Daniel Lemire's blog

, 1 min read

Building the Open Warehouse

Here’s a link to slides from a talk by Roger Magoulas, (O’Reilly Media, Inc.) about building the open warehouse. The talk was presented at O’Reilly Open Source Convention 2004.

Commodity hardware, faster disks, and open source software now make building a data warehouse more of a resource and design issue than a cost issue for many organizations. Now a robust analysis infrastructure can be built on an open source platform with no performance or functional compromises.

This talk will cover a proven analysis architecture, the open source tool options for each architecture component, the basics of dimensional modeling, and a few tricks of the trade.

Why open source?
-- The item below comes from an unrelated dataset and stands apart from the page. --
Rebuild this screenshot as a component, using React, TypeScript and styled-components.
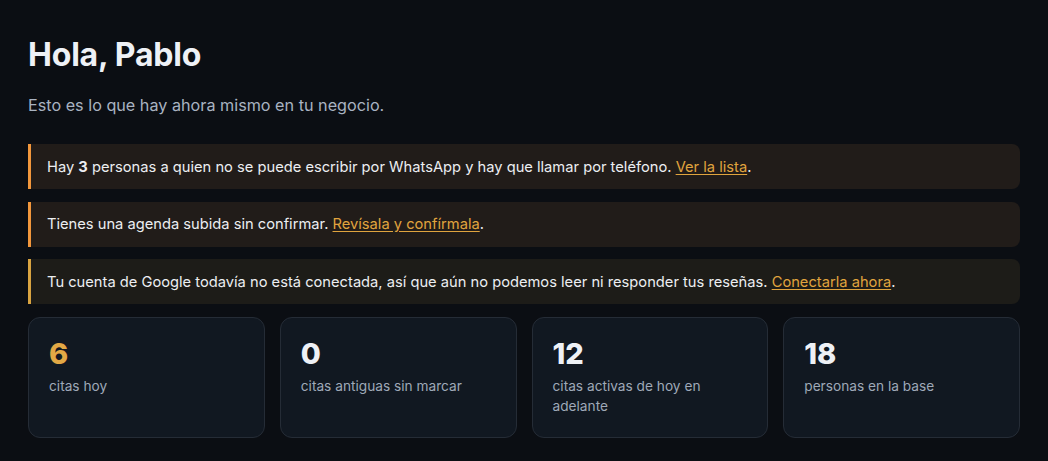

Aside from the cost savings, open source lets you leverage what your staff already knows — tools like Perl, SQL and Apache — rather than having to procure and staff for the proprietary tools that dominate the commercial space.

Data Warehouse Architecture: – Consolidated Data Store (CDS)
– Process to condition, correlate and transform data
– Multi-topic data marts
– dimensional models
– Multi-channel data access

Open Source Components
Database: MySQL
– fast, effective
Data Movement: Perl/DBI/SQL
– flexible data access
Data Access: Perl/Apache/SQL
– template toolkit for ad hoc SQL
– Perl hash for crosstabs/pivot
– Perl for reports

Dimensional Model
– organizes data for queries and navigation from detail to summary
– normalized fact table for quantitative data
– denormalized dimensions with descriptive data
– conforming dimensions available to multiple facts

Performance Considerations
– configuration
– indexing
– SQL-92 joins
– aggregate tables and aggregate navigation

The presentation should provide you with the basic architecture, toolkit, design principles, and strategy for building an effective open source data warehouse.